Mark tells us he’s like a sponge, soaking up influences from all the chefs he’s worked with, all the countries he’s worked in. The list of suppliers on the back of the menu, however, would please the most ardent locavore: much is from this village, half from within 10 miles. The resultant daily-changing menu is eclectic and alluring. Amuse-bouches set the sophisticated tone: tiny cucumber rolls with enoki mushrooms and tamarind dip; little pots of hot celeriac soup with apple. My starter Thai fishcakes are feather-light and delicately spiced, but the standout is my main course of duck – crispy leg plus a few slices of rosy breast – paired with haricot beans and “sea buckthorn stir-fry”.

Sea buckthorn? Me neither (I learn later that they’re berries from a spiny coastal shrub). They add a zingy sourness to the stir-fry (carrot, wild mushroom, samphire) and are a magical foil to the rich duck and the mealiness of the beans. My husband wolfs New Forest asparagus with duck egg, then fly-caught trout from a local chalk stream, but I’m too busy going on about this marriage of meat, beans and astringent berries to take much notice.

I stop rhapsodising to turn my attention to the cheese: Mark is a several-times winner of Dorset’s Best Cheeseboard. His mostly local selection is as varied in style and texture as any French plateau de fromages and excellent with a dark, oaky petite syrah from Mexico (all wines are available by the glass). Husband goes for dessert as well (rice pudding with brandy cherries), which I call sheer gluttony, though I can’t blame him for wanting more of Mark’s food.

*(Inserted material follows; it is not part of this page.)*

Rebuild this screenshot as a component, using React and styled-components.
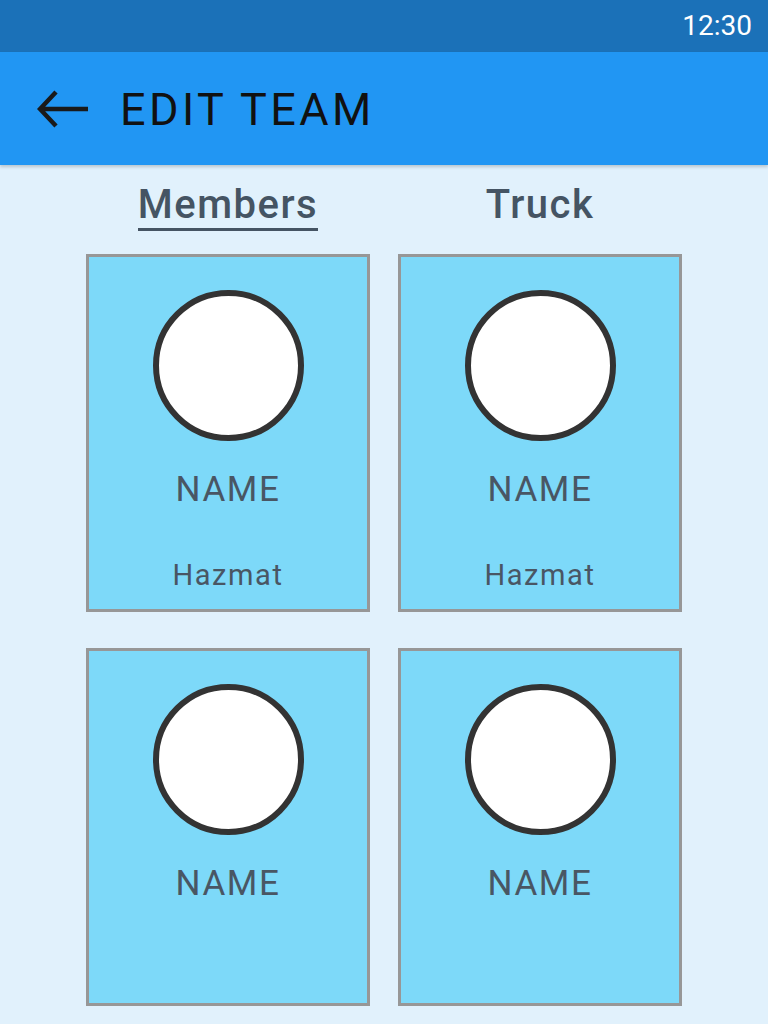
import React from 'react';
import styled, { createGlobalStyle } from 'styled-components';

const GlobalStyle = createGlobalStyle`
  html, body {
    margin: 0;
    padding: 0;
    background: #e1f1fc;
  }
  * {
    box-sizing: border-box;
  }
`;

const Page = styled.div`
  width: 768px;
  height: 1024px;
  overflow: hidden;
  background: #e1f1fc;
  font-family: Roboto, 'Liberation Sans', sans-serif;
`;

const StatusBar = styled.div`
  display: flex;
  justify-content: flex-end;
  align-items: center;
  height: 52px;
  padding-right: 16px;
  background: #1b71b8;
  color: #fff;
  font-size: 28px;
  line-height: 1;
`;

const AppBar = styled.header`
  display: flex;
  align-items: center;
  height: 113px;
  padding-left: 37px;
  gap: 31px;
  background: #2196f3;
  box-shadow: 0 2px 3px rgba(0, 0, 0, 0.18);
  position: relative;
`;

const Title = styled.h1`
  margin: 0;
  padding-top: 2px;
  font-size: 45px;
  font-weight: 400;
  letter-spacing: 3.4px;
  color: #111;
`;

const BackArrow = () => (
  <svg width='52' height='40' viewBox='0 0 52 40'>
    <path
      d='M51 20H4M19 3L3 20l16 17'
      fill='none'
      stroke='#1a1a1a'
      strokeWidth='4.5'
    />
  </svg>
);

const Tabs = styled.nav`
  display: grid;
  grid-template-columns: 284px 284px;
  column-gap: 28px;
  justify-content: center;
  margin-top: 16px;
`;

const TabCell = styled.div`
  display: flex;
  justify-content: center;
`;

const Tab = styled.span`
  display: inline-block;
  font-size: 40px;
  line-height: 47px;
  font-weight: 500;
  letter-spacing: 1.5px;
  color: #455463;
  border-bottom: 3px solid ${({ active }) => (active ? '#455463' : 'transparent')};
`;

const Grid = styled.div`
  display: grid;
  grid-template-columns: 284px 284px;
  column-gap: 28px;
  row-gap: 36px;
  justify-content: center;
  margin-top: 23px;
`;

const Card = styled.div`
  display: flex;
  flex-direction: column;
  align-items: center;
  height: 358px;
  padding-top: 33px;
  background: #7dd9f9;
  border: 3px solid #979797;
`;

const Avatar = styled.div`
  width: 151px;
  height: 151px;
  border-radius: 50%;
  background: #fff;
  border: 6px solid #333;
`;

const Name = styled.div`
  margin-top: 28px;
  font-size: 35px;
  line-height: 41px;
  letter-spacing: 1.6px;
  color: #495664;
`;

const Role = styled.div`
  margin-top: 48px;
  font-size: 29px;
  line-height: 34px;
  letter-spacing: 1.6px;
  color: #495664;
`;

const members = [
  { id: 1, role: 'Hazmat' },
  { id: 2, role: 'Hazmat' },
  { id: 3 },
  { id: 4 },
];

const App = () => (
  <Page>
    <GlobalStyle />
    <StatusBar>12:30</StatusBar>
    <AppBar>
      <BackArrow />
      <Title>EDIT TEAM</Title>
    </AppBar>
    <Tabs>
      <TabCell>
        <Tab active>Members</Tab>
      </TabCell>
      <TabCell>
        <Tab>Truck</Tab>
      </TabCell>
    </Tabs>
    <Grid>
      {members.map((m) => (
        <Card key={m.id}>
          <Avatar />
          <Name>NAME</Name>
          {m.role && <Role>{m.role}</Role>}
        </Card>
      ))}
    </Grid>
  </Page>
);

export default App;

Should I point out that all these delights – plus breakfast including freshly smoked hake, and wonderful marmalade made by Mark’s aunt – are served in a dining room with flowery carpet, battered Ercol chairs, and swirly blown vinyl paper on the ceiling? Maybe. Would that stop me going back? Definitely not.
Accommodation was provided by La Fosse. Doubles from £69 B&B, three-course dinner £28.50, The Square, Cranborne, Dorset, 01725 517604, la-fosse.com

Ask a local

Claire Whitehead, owner Cranborne Garden Centre

Walk
One of many great walks from Cranborne is to Penbury Knoll, about four miles away, and mentioned in Tess of the d’Urbervilles.

• See
Cranborne Manor Garden (cranborne.co.uk, adult £6, child £1) is open on Wednesdays only in spring and summer. It’s 15 acres but still feels like a private garden. On a hot day a stretch of the Stour river near Pamphill is perfect for swimming, with a gravel beach and clear water. There’s a well-preserved Roman villa at Rockbourne, good for kids doing the Romans at school; otherwise they will enjoy Honeybrook Farm (adult £6, children from £4), which has a great playground and farm animals. Older ones might like the Dorset Heavy Horse Centre better (dorset-heavy-horse-centre.co.uk, £8.95, family ticket £33.95). The pedal tractors are very popular, and there’s go-karting, donkeys and goats, and 12 massive carthorses.

• Eat
In Tollard Royal the King John Inn is a great foodie pub, with an outdoor kitchen for barbecuing. And in Rockbourne the Rose & Thistle is a thatched pub, built in 1580, with a good reputation for food.

• Event
On 20 June, Cranborne holds its village fete in the manor garden (2-4pm), with a quintessentially English mix: croquet lawn, maypole dancing, Pimm’s.